Optimizing Earthquake-Induced Landslide Hazard: A Multi-Phase Assessment Framework for Case Study of Jiuzhaigou Earthquake

Earthquake-induced landslides can cause extensive damage, often surpassing the earthquake's direct impact. Effective emergency response and post-disaster planning rely on rapid, accurate landslide hazard assessments. However, in mountainous regions with frequent cloud cover, obtaining accurate remote sensing data can be challenging. This study addresses these limitations through a three-phase landslide hazard assessment approach, focusing on emergency response, mid-term resettlement, and reconstruction phases. We applied two rapid assessment models, Xu2019 and Shao2023 to the first-phase evaluation of the 2017 Jiuzhaigou.

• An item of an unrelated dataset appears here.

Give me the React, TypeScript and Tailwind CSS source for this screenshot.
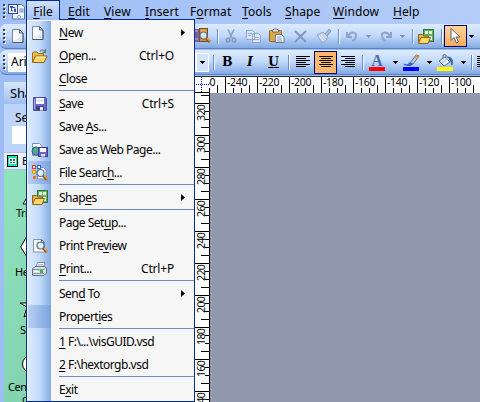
import React from "react";

type IconProps = { className?: string };

const PageIcon = ({ className = "" }: IconProps) => (
  <svg className={className} width="16" height="16" viewBox="2.5 0 16 16">
    <path d="M3 1.500h7l3.500 3.500v9.500H3z" fill="#f7faff" stroke="#7b8aa3" />
    <path d="M13.500 5v9.500H3" fill="none" stroke="#46546c" />
    <path d="M10 1.500V5h3.500z" fill="#c4d0e4" stroke="#55637c" />
    <path d="M12 7v6H6z" fill="#dde5f2" />
  </svg>
);

const OpenIcon = ({ className = "" }: IconProps) => (
  <svg className={className} width="17" height="16" viewBox="0 0 17 16">
    <path d="M9 3.500c1-2 3.500-2 5 0M14.500 1v3.500H11.500" fill="none" stroke="#5b7189" strokeWidth="1.200" />
    <path d="M1.500 14V5l1-1h3.500l1.500 1.500h5V8" fill="#e9bd57" stroke="#9a6d14" />
    <path d="M1.500 14.500L4.500 8h11.500l-3 6.500z" fill="#ffd66b" stroke="#8d6211" />
    <path d="M5 9h9.500" stroke="#fff0b5" />
  </svg>
);

const SaveIcon = ({ className = "" }: IconProps) => (
  <svg className={className} width="16" height="16" viewBox="0 0 16 16">
    <path d="M1.500 1.500h12l1 1v12h-13z" fill="#6968c4" stroke="#4f4ca6" />
    <rect x="4" y="2" width="8" height="6" fill="#f4f6ff" />
    <path d="M5 4.500h6" stroke="#c9cdea" />
    <rect x="4" y="10" width="8" height="4.500" fill="#454284" />
    <rect x="8" y="11" width="3" height="3.500" fill="#e8eaff" />
    <path d="M2.500 3v10" stroke="#aaa9ee" />
  </svg>
);

const SaveWebIcon = () => (
  <svg width="17" height="16" viewBox="0 0 17 16">
    <path d="M1.500 1.500h7L11 4v9.500H1.500z" fill="#f7faff" stroke="#8291a8" />
    <circle cx="5" cy="9" r="4" fill="#4b9bd2" stroke="#2d658f" />
    <path d="M2 8l3-2 2 2-2 2-1 2z" fill="#52b455" />
    <rect x="7.500" y="5.500" width="9" height="9" fill="#6867c3" stroke="#403d90" />
    <rect x="9" y="6" width="6" height="4" fill="#f6f7ff" />
    <rect x="10" y="12" width="4" height="2.500" fill="#d9dcf5" />
  </svg>
);

const Lens = ({ x = 0, y = 0 }: { x?: number; y?: number }) => (
  <g transform={`translate(${x} ${y})`}>
    <path d="M7 7l4 4" stroke="#8c541d" strokeWidth="3" />
    <path d="M8 7l3.500 3.500" stroke="#f3a44a" strokeWidth="1.500" />
    <circle cx="4.500" cy="4.500" r="3.500" fill="#d7efff" fillOpacity="0.900" stroke="#5f7487" strokeWidth="1.200" />
    <path d="M2.500 4.500c0-1 1-2 2-2" fill="none" stroke="#fff" />
  </g>
);

const SearchFileIcon = () => (
  <svg width="18" height="18" viewBox="0 0 18 18">
    <path d="M6.500 3.500h6l2.500 2.500v9H6.500z" fill="#f7faff" stroke="#8291a8" />
    <rect x="1.500" y="1.500" width="3" height="3" fill="#fff" stroke="#e13b25" />
    <rect x="6.500" y="1.500" width="3" height="3" fill="#fff" stroke="#2e62ce" />
    <rect x="1.500" y="6.500" width="3" height="3" fill="#ffd94d" stroke="#d99c16" />
    <rect x="2" y="12" width="3" height="3" fill="#e96d2e" />
    <Lens x={5} y={4.500} />
  </svg>
);

const ShapesIcon = ({ className = "" }: IconProps) => (
  <svg className={className} width="18" height="17" viewBox="0 0 18 17">
    <rect x="6.500" y="1.500" width="10" height="12" fill="#62b663" stroke="#2c743a" />
    <rect x="8" y="3" width="3" height="3" fill="#e2f8dc" />
    <rect x="12" y="3" width="3" height="3" fill="#e2f8dc" />
    <rect x="12" y="8" width="3" height="4" fill="#e2f8dc" />
    <path d="M1.500 14V6.500h4L7 8h4.500v2" fill="#e6b74e" stroke="#8b6418" />
    <path d="M1.500 15.500L4 9.500h9.500l-2.500 6z" fill="#ffd66b" stroke="#8b6418" />
  </svg>
);

const PreviewIcon = () => (
  <svg width="16" height="16" viewBox="0 0 16 16">
    <path d="M1.500 1.500h8L12.500 4.500v9.500h-11z" fill="#f7faff" stroke="#8493a9" />
    <path d="M9.500 1.500v3h3z" fill="#b9c7dc" stroke="#65758d" />
    <Lens x={4} y={3} />
  </svg>
);

const PrintIcon = () => (
  <svg width="17" height="16" viewBox="0 0 17 16">
    <path d="M5 6l1.500-4.500h7.500L12.500 7" fill="#fff" stroke="#7b8796" />
    <path d="M7 3.500h5M6.500 5h5" stroke="#b7c2d1" />
    <path d="M1.500 8L4 5.500h10l1.500 2V12L13 14.500H1.500z" fill="#d9dfe7" stroke="#68727f" />
    <path d="M2 8.500h11l2-2M2 12.500h11" fill="none" stroke="#8b96a4" />
    <rect x="9" y="9" width="3" height="3" fill="#17cd32" />
    <path d="M3 10.500h5" stroke="#fff" />
  </svg>
);

const VisioIcon = () => (
  <svg width="18" height="17" viewBox="0 0 18 17">
    <path d="M4.500 1.500h9L16.500 4v12h-12z" fill="#f2f6ff" stroke="#596f9e" />
    <rect x="12" y="6" width="3" height="3" fill="#c2d1ee" stroke="#8397c3" />
    <path d="M9 14l2-2 2 2-2 2z" fill="#e0e8fa" stroke="#8397c3" />
    <rect x="0.500" y="1.500" width="9" height="9" fill="#fff" stroke="#2546b4" />
    <rect x="2" y="3" width="3" height="2" fill="#3655bd" />
    <path d="M5 4.500h2v2M3.500 5v3h1.500" fill="none" stroke="#3655bd" />
    <rect x="6" y="6" width="2" height="3" fill="#3655bd" />
  </svg>
);

const ResearchIcon = () => (
  <svg width="18" height="18" viewBox="0 0 18 18">
    <rect x="0" y="2" width="5" height="13" fill="#76629d" />
    <path d="M1 4h3M1 12h3" stroke="#c7b7e4" />
    <rect x="5.500" y="1.500" width="8" height="13" fill="#d1933e" stroke="#76511f" />
    <path d="M7 4h5" stroke="#f4cf80" />
    <Lens x={5} y={4} />
  </svg>
);

const CutIcon = () => (
  <svg width="14" height="16" viewBox="0 0 14 16">
    <path d="M3 1.500l4.500 9M9 1.500l-4.500 9" stroke="#8ba0c4" strokeWidth="1.600" />
    <circle cx="3" cy="12" r="1.800" fill="none" stroke="#8298c1" strokeWidth="1.500" />
    <circle cx="9" cy="12" r="1.800" fill="none" stroke="#8298c1" strokeWidth="1.500" />
  </svg>
);

const CopyIcon = () => (
  <svg width="16" height="15" viewBox="0 0 16 15">
    <path d="M0.500 1.500h6l2 2v7h-8zM6.500 4.500h6l2 2v7h-8z" fill="#d9e5f8" stroke="#91a5c7" />
    <path d="M2 4.500h4M2 6.500h3M8 8.500h5M8 10.500h5" stroke="#9dafce" />
  </svg>
);

const PasteIcon = () => (
  <svg width="17" height="16" viewBox="0 0 17 16">
    <rect x="0.500" y="2.500" width="12" height="11" rx="1" fill="#e0a63f" stroke="#8a642b" />
    <path d="M3.500 4V2l2-1h2l2 1v2z" fill="#e8e6df" stroke="#796b54" />
    <path d="M6.500 6.500h6l2.500 2.500v5.500H6.500z" fill="#fff" stroke="#647695" />
    <path d="M8 9h4M8 11h5M8 13h5" stroke="#7791be" />
  </svg>
);

const PainterIcon = () => (
  <svg width="17" height="16" viewBox="0 0 17 16">
    <path d="M9 6l4-5 2 2-4 5" fill="#aabbd8" stroke="#829ac0" />
    <path d="M1 7l6-3 5 5-4 5-2 1z" fill="#c5d4ec" stroke="#90a5c8" />
    <path d="M3 8l5 5M5 7l5 5" stroke="#eef4ff" />
  </svg>
);

const UndoIcon = ({ redo = false }: { redo?: boolean }) => (
  <svg width="14" height="14" viewBox="0 0 14 14">
    <g transform={redo ? "matrix(-1 0 0 1 14 0)" : undefined}>
      <path d="M2 3v5h5M3 7C6 2 12 3 11 7c0 2-2 4-4 5" fill="none" stroke="#8ca4cc" strokeWidth="2" />
    </g>
  </svg>
);

const PointerIcon = () => (
  <svg width="13" height="18" viewBox="0 0 13 18">
    <path d="M2 1.500v12l3-3 2.500 5.500 2-1-2.500-5h4z" fill="#fff" stroke="#52627e" />
  </svg>
);

const FontIcon = () => (
  <svg width="16" height="17" viewBox="0 0 16 17">
    <text x="8" y="11.500" textAnchor="middle" fontFamily="Liberation Serif, serif" fontSize="16" fontWeight="700" letterSpacing="0" fill="#446ba8">A</text>
    <path d="M0 13h16v4H0z" fill="#f00" />
  </svg>
);

const BrushIcon = () => (
  <svg width="17" height="17" viewBox="0 0 17 17">
    <path d="M1 10.500c4 1 5 0 8-2" fill="none" stroke="#416fc0" strokeWidth="1.500" />
    <path d="M7 9l6-8 3 1-6 8z" fill="#bcd1eb" stroke="#506b98" />
    <path d="M13 1l3 1-2 3-3-1z" fill="#e89a39" />
    <path d="M5 10l2-2 3 2-2 2H4z" fill="#3766b8" />
    <path d="M0 13h16v4H0z" fill="#00f" />
  </svg>
);

const BucketIcon = () => (
  <svg width="17" height="17" viewBox="0 0 17 17">
    <path d="M6 5V2c0-2 3-2 3 0v5" fill="none" stroke="#526580" />
    <path d="M2 7l6-4 5 5-6 4z" fill="#eef4fd" stroke="#536a89" />
    <path d="M3.500 7.500L9 4l2 2-5 4z" fill="#cbd9ea" />
    <path d="M10 3c5 0 6 3 5 8-1-3-1-5-3-6" fill="#406ead" stroke="#355c9e" />
    <path d="M0 13h16v4H0z" fill="#ff0" />
  </svg>
);

const Lines = ({ kind }: { kind: "left" | "center" | "right" }) => {
  const widths = [14, 10, 14, 10, 14, 10];
  return (
    <svg width="14" height="12" viewBox="0 0 14 12" shapeRendering="crispEdges">
      {widths.map((w, i) => (
        <rect key={i} x={kind === "left" ? 0 : kind === "center" ? (14 - w) / 2 : 14 - w} y={i * 2} width={w} height="1" fill="#000" />
      ))}
    </svg>
  );
};

const Down = ({ muted = false }: { muted?: boolean }) => (
  <svg width="5" height="3" viewBox="0 0 5 3" shapeRendering="crispEdges">
    <path d="M0 0h5v1H0zM1 1h3v1H1zM2 2h1v1H2z" fill={muted ? "#8297bd" : "#000"} />
  </svg>
);

const Grip = () => (
  <div className="flex flex-col gap-[2px]">
    {[0, 1, 2, 3].map((i) => (
      <i key={i} className="block size-[2px] bg-[#274176] shadow-[1px_1px_0_#fff]" />
    ))}
  </div>
);

const Sep = () => <i className="block h-[15px] w-px shrink-0 bg-[#6a8ccb] shadow-[1px_0_0_#f1f9ff]" />;

/* Text whose access key is the letter that follows the ampersand. */
const Label = ({ text }: { text: string }) => {
  const at = text.indexOf("&");
  if (at < 0) return <>{text}</>;
  return (
    <>
      {text.slice(0, at)}
      <span className="underline decoration-1 underline-offset-2">{text[at + 1]}</span>
      {text.slice(at + 2)}
    </>
  );
};

type Item = { label: string; key?: string; icon?: React.ReactNode; sub?: boolean; shade?: boolean };

const groups: Item[][] = [
  [
    { label: "&New", icon: <PageIcon />, sub: true },
    { label: "&Open...", icon: <OpenIcon />, key: "Ctrl+O" },
    { label: "&Close" },
  ],
  [
    { label: "&Save", icon: <SaveIcon />, key: "Ctrl+S" },
    { label: "Save &As..." },
    { label: "Save as Web Pa&ge...", icon: <SaveWebIcon /> },
    { label: "File Searc&h...", icon: <SearchFileIcon />, shade: true },
  ],
  [{ label: "Shap&es", icon: <ShapesIcon />, sub: true }],
  [
    { label: "Page Set&up..." },
    { label: "Print Pre&view", icon: <PreviewIcon /> },
    { label: "&Print...", icon: <PrintIcon />, key: "Ctrl+P" },
  ],
  [{ label: "Sen&d To", sub: true }, { label: "Propert&ies", shade: true }],
  [{ label: "&1 F:\\...\\visGUID.vsd" }, { label: "&2 F:\\hextorgb.vsd" }],
  [{ label: "E&xit" }],
];

const FileMenu = () => (
  <div className="absolute left-[26px] top-0 flex h-[402px] w-[169px] flex-col">
    <div className="relative z-10 flex h-5 w-[34px] items-center justify-center border border-b-0 border-[#002d96] bg-gradient-to-b from-[#cfe0fd] to-[#a3c1f2] pt-[2px] text-[12px] tracking-[0.1px]">
      <span><Label text="&File" /></span>
    </div>
    <div className="-mt-px h-[383px] border border-[#002d96] bg-[#f6f6f6] p-px pr-0">
      {groups.map((items, g) => (
        <React.Fragment key={g}>
          {g > 0 && (
            <div className="flex h-[2px]">
              <i className="w-[23px] bg-gradient-to-r from-[#dceaff] via-[#c3dbfb] to-[#86abe3]" />
              <i className="ml-[8px] h-px flex-1 bg-[#6a8ccb]" />
            </div>
          )}
          {items.map((it) => (
            <div key={it.label} className="flex h-[23px] items-center">
              <div className={`flex h-full w-[23px] shrink-0 items-center justify-center ${it.shade ? "bg-gradient-to-r from-[#b8d0f5] to-[#7ba2df]" : "bg-gradient-to-r from-[#dceaff] via-[#c3dbfb] to-[#86abe3]"}`}>
                {it.icon}
              </div>
              <span className="ml-[8px] flex-1 whitespace-nowrap tracking-[-0.5px]">
                <Label text={it.label} />
              </span>
              {it.key && <span className="mr-[20px] tracking-[-0.2px]">{it.key}</span>}
              {it.sub && (
                <svg className="mr-[9px]" width="4" height="7" viewBox="0 0 4 7">
                  <path d="M0 0v7l4-3.500z" fill="#000" />
                </svg>
              )}
            </div>
          ))}
        </React.Fragment>
      ))}
    </div>
  </div>
);

const menus: [string, string][] = [
  ["&Edit", "w-[36px]"],
  ["&View", "w-[41px]"],
  ["&Insert", "w-[45px]"],
  ["F&ormat", "w-[52px]"],
  ["&Tools", "w-[43px]"],
  ["&Shape", "w-[48px]"],
  ["&Window", "w-[60px]"],
  ["&Help", "w-[40px]"],
];

const bar = "mb-px flex h-[25px] shrink-0 items-center rounded-l-md border-b border-[#5a83c5] bg-gradient-to-b from-[#deebfe] via-[#c0d8fa] to-[#83a9e3] [&>*]:shrink-0";

const HRuler = () => (
  <div className="relative h-4 w-[271px] overflow-hidden bg-white">
    <svg className="absolute inset-0" width="271" height="16" shapeRendering="crispEdges">
      {Array.from({ length: 35 }, (_, i) => {
        const h = i % 4 === 2 ? 16 : i % 4 === 1 ? 8 : 5;
        return <rect key={i} x={i * 8} y={16 - h} width="1" height={h} fill="#000" />;
      })}
    </svg>
    <div className="absolute left-[-16px] top-0 flex text-[10.5px] leading-[11px] tracking-[-0.3px]">
      {[260, 240, 220, 200, 180, 160, 140, 120, 100].map((n) => (
        <span key={n} className="w-8 shrink-0 pl-[2px]">-{n}</span>
      ))}
    </div>
  </div>
);

const VRuler = () => (
  <div className="relative h-[309px] w-[15px] shrink-0 overflow-hidden bg-white">
    <svg className="absolute inset-0" width="15" height="309" shapeRendering="crispEdges">
      {Array.from({ length: 39 }, (_, i) => {
        const w = i % 4 === 1 ? 15 : i % 4 === 0 ? 8 : 4;
        return <rect key={i} x={15 - w} y={2 + i * 8} width={w} height="1" fill="#000" />;
      })}
    </svg>
    <div className="flex flex-col pt-[12px] text-[10.5px] leading-[11px] tracking-[-0.6px]">
      {[320, 300, 280, 260, 240, 220, 200, 180, 160, 140].map((n) => (
        <span key={n} className="ml-[2px] h-8 w-[11px] shrink-0">
          <span className="block h-[18px] w-[11px] rotate-180 text-right [writing-mode:vertical-rl]">{n}</span>
        </span>
      ))}
    </div>
  </div>
);

const ShapesPane = () => (
  <div className="flex w-[190px] shrink-0 flex-col overflow-hidden pt-[6px]">
    <div className="flex h-[22px] shrink-0 items-center bg-gradient-to-b from-[#d7e6fc] to-[#a0bff0] pl-[6px] text-[13px]">Shapes</div>
    <div className="h-[48px] shrink-0 bg-[#bdd5fa] pt-[5px]">
      <div className="pl-[11px] text-[12px] leading-[17px]">Search</div>
      <div className="ml-2 h-[18px] bg-white" />
    </div>
    <div className="flex h-[18px] shrink-0 items-center gap-1 border-y border-[#a9c3ec] bg-gradient-to-b from-[#eef5ff] to-[#dbe8fc] pl-[3px] text-[11px]">
      <svg className="shrink-0" width="11" height="12" viewBox="0 0 11 12" shapeRendering="crispEdges">
        <rect width="11" height="12" fill="#000" />
        <rect x="1" y="1" width="9" height="10" fill="#16eaa7" />
        <path d="M2 3h7v6H2z" fill="#fff" />
        <path d="M3 4h2v2H3zM6 4h2v2H6zM3 7h2v1H3zM6 7h2v1H6z" fill="#0a8a5c" />
      </svg>
      <span>Basic</span>
    </div>
    <div className="flex flex-1 flex-col overflow-hidden bg-gradient-to-br from-[#91e3be] to-[#75c8a4] text-[11px] leading-[12px] tracking-[-0.5px]">
      <div className="h-[60px] shrink-0 pl-[12px] pt-[23px]">
        <svg className="ml-[6px]" width="20" height="14"><path d="M1 11L7 1l7 10z" fill="#fff" stroke="#000" /></svg>
        <div>Triangle</div>
      </div>
      <div className="h-[58px] shrink-0 pl-[11px] pt-[5px]">
        <svg className="ml-[5px]" width="24" height="24"><path d="M.7 12L7 1h10l6 11-6 10H7z" fill="#fff" stroke="#000" /></svg>
        <div className="pt-[7px]">Hexagon</div>
      </div>
      <div className="h-[56px] shrink-0 pl-[16px] pt-[12px]">
        <svg width="24" height="20"><path d="M0 3h9l3-7 3 7h9l-7 5 3 9-8-5-8 5 3-10z" fill="#fff" stroke="#000" /></svg>
        <div className="pt-[4px]">Star</div>
      </div>
      <div className="shrink-0 pl-[4px] pt-[11px]">
        <svg className="ml-[14px]" width="20" height="20"><circle cx="9" cy="9" r="8.500" fill="#fff" stroke="#000" /></svg>
        <div className="pt-[6px]">Center</div>
        <div className="pl-[14px]">circle</div>
      </div>
    </div>
  </div>
);

const serif = "font-['DejaVu_Serif',serif] text-[12.5px] font-bold tracking-normal";

export default function App() {
  return (
    <div className="relative flex h-[402px] w-[480px] flex-col overflow-hidden bg-[#9ebdf5] font-['Noto_Sans',sans-serif] text-[12px] leading-4 tracking-[-0.2px] text-black">
      <div className="flex h-[24px] shrink-0 items-center bg-gradient-to-r from-[#9ebef5] to-[#b4cdf8] pb-[2px]">
        <div className="flex w-[62px] items-center gap-[3px] pl-[3px]">
          <Grip />
          <VisioIcon />
        </div>
        {menus.map(([m, w]) => (
          <div key={m} className={`${w} shrink-0 pl-[6px] pt-px tracking-[0.1px]`}>
            <Label text={m} />
          </div>
        ))}
      </div>

      <div className={bar}>
        <div className="flex w-[194px] items-center gap-[7px] pl-[3px]">
          <Grip />
          <PageIcon />
        </div>
        <div className="w-[23px]"><ResearchIcon /></div>
        <Sep />
        <div className="ml-[7px] w-[21px]"><CutIcon /></div>
        <div className="w-[23px]"><CopyIcon /></div>
        <div className="w-[25px]"><PasteIcon /></div>
        <div className="w-[22px]">
          <svg width="13" height="13" viewBox="0 0 13 13"><path d="M1 1l11 11M12 1L1 12" stroke="#8197bf" strokeWidth="2" /></svg>
        </div>
        <div className="w-[22px]"><PainterIcon /></div>
        <Sep />
        <div className="ml-[6px] w-[21px]"><UndoIcon /></div>
        <div className="w-[13px]"><Down muted /></div>
        <div className="w-[21px]"><UndoIcon redo /></div>
        <div className="w-[12px]"><Down muted /></div>
        <Sep />
        <div className="ml-[4px] w-[24px]"><ShapesIcon /></div>
        <Sep />
        <div className="ml-[2px] flex h-[22px] w-[23px] items-center justify-center border border-[#000080] bg-gradient-to-b from-[#ffd49c] to-[#ffab55]"><PointerIcon /></div>
        <div className="ml-[2px]"><Down /></div>
      </div>

      <div className={bar}>
        <div className="flex w-[210px] items-center gap-[3px] pl-[3px]">
          <Grip />
          <div className="flex h-[19px] flex-1 items-center border border-white bg-white pl-[2px] text-[12px] tracking-normal">Arial</div>
          <div className="-ml-[3px] mr-[1px] flex h-[19px] w-[13px] items-center justify-center border border-white bg-[#d3e3fb]"><Down /></div>
        </div>
        <div className="ml-[3px]"><Sep /></div>
        <div className={`ml-[8px] w-[25px] ${serif}`}>B</div>
        <div className={`w-[21px] italic ${serif}`}>I</div>
        <div className={`w-[20px] underline ${serif}`}>U</div>
        <Sep />
        <div className="ml-[7px] w-[18px]"><Lines kind="left" /></div>
        <div className="flex h-[23px] w-[23px] items-center justify-center border border-[#000080] bg-[#ffb768]"><Lines kind="center" /></div>
        <div className="ml-[4px] w-[21px]"><Lines kind="right" /></div>
        <Sep />
        <div className="ml-[6px] w-[24px]"><FontIcon /></div>
        <div className="w-[10px]"><Down /></div>
        <div className="w-[24px]"><BrushIcon /></div>
        <div className="w-[10px]"><Down /></div>
        <div className="w-[24px]"><BucketIcon /></div>
        <div className="w-[10px]"><Down /></div>
        <Sep />
        <div className="ml-[5px]"><Lines kind="left" /></div>
      </div>

      <div className="flex h-[326px] shrink-0 pl-1">
        <ShapesPane />
        <div className="flex flex-1 flex-col overflow-hidden border-t border-[#2b2f3a]">
          <div className="flex h-4 shrink-0 border-b border-black">
            <div className="relative w-[15px] shrink-0 bg-white">
              <i className="absolute left-0 top-[7px] w-full border-t border-dotted border-[#0000e0]" />
              <i className="absolute left-[7px] top-0 h-full border-l border-dotted border-[#0000e0]" />
            </div>
            <HRuler />
          </div>
          <div className="flex flex-1">
            <VRuler />
            <div className="flex-1 border-l border-black bg-[#9199ae]" />
          </div>
        </div>
      </div>

      <FileMenu />
    </div>
  );
}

In the second and third phases, assessment models were developed based on incomplete and complete landslide data, respectively. The results shows that in the first phase, the Shao2023 model outperformed the Xu2019 model. For the Jiuzhaigou earthquake, the Shao2023 model achieved a prediction accuracy of 87%compared to 66.7% for the Xu2019 model. As coseismic landslide data became available, the prediction accuracy of the model improved, though persistent cloud cover reduced reliability in some regions. In the third phase, the development of comprehensive landslide databases significantly enhanced model performance. Predicted landslide areas closely aligned with observed distributions, confirming the robust predictive capabilities of these models when supported by complete landslides data.

Keywords: Cosesimic landslides, Three-phase strategy, Landslide hazard assessment, Jiuzhaigou earthquake.